The FEC bans lawmakers from spending campaign money on personal expenses, but it does allow for those funds to be used on “membership dues in an organization that may have political interests.”
Those rules also contain a stipulation called the “irrespective test,” which prohibits the use of funds to pay an expense that “would exist even in the absence of the candidacy or even if the officeholder were not in office.”
The general counsel at the watchdog group Campaign Legal Center told McClatchy the key question is how lawmakers view their NRA membership as it relates to their office and if they would be a dues-paying member if they weren’t an elected official.
“Are they saying they would not be a member of the NRA if they weren’t an officeholder?” he told McClatchy.
The NRA has spent over $1 million on elections in the 2018 cycle, according to Open Secrets. It also spent $30 million to back President Trump in the 2016 presidential race.
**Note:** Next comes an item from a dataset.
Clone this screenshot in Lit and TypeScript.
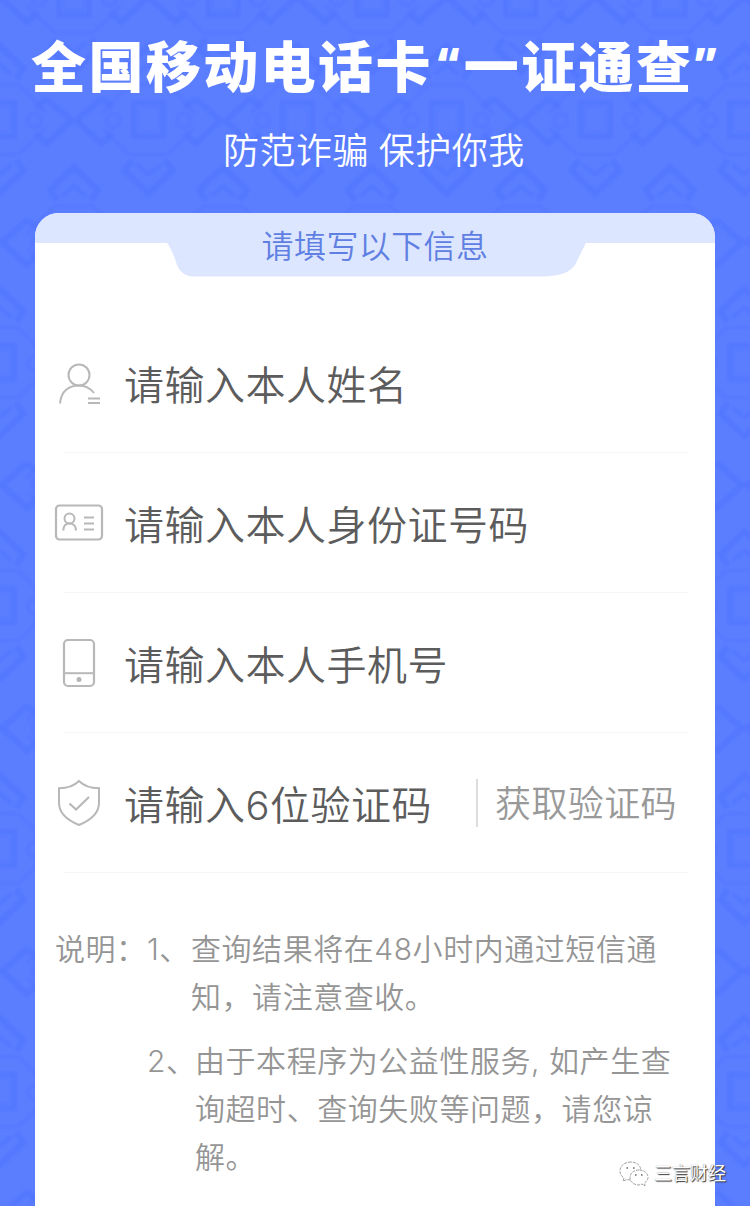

The focus on lawmakers’ connections to the gun rights group has intensified in recent days following the mass shooting at a Florida high school that left 17 people dead.
After the shooting, gun control advocates and some Democratic lawmakers renewed calls for tightening gun laws, particularly for those with mental illnesses.
Republicans, many of whom are now under scrutiny for taking large campaign donations from the NRA, have warned that the shooting should not be politicized or used to implement measures that some lawmakers say would not have prevented the murder spree.
In the hours after the shooting, the New York Daily News used its Twitter account to highlight contributions made by the NRA to sitting Republican lawmakers, and The New York Times editorial board in Friday insisted that the “NRA can be beat” during the 2018 midterms.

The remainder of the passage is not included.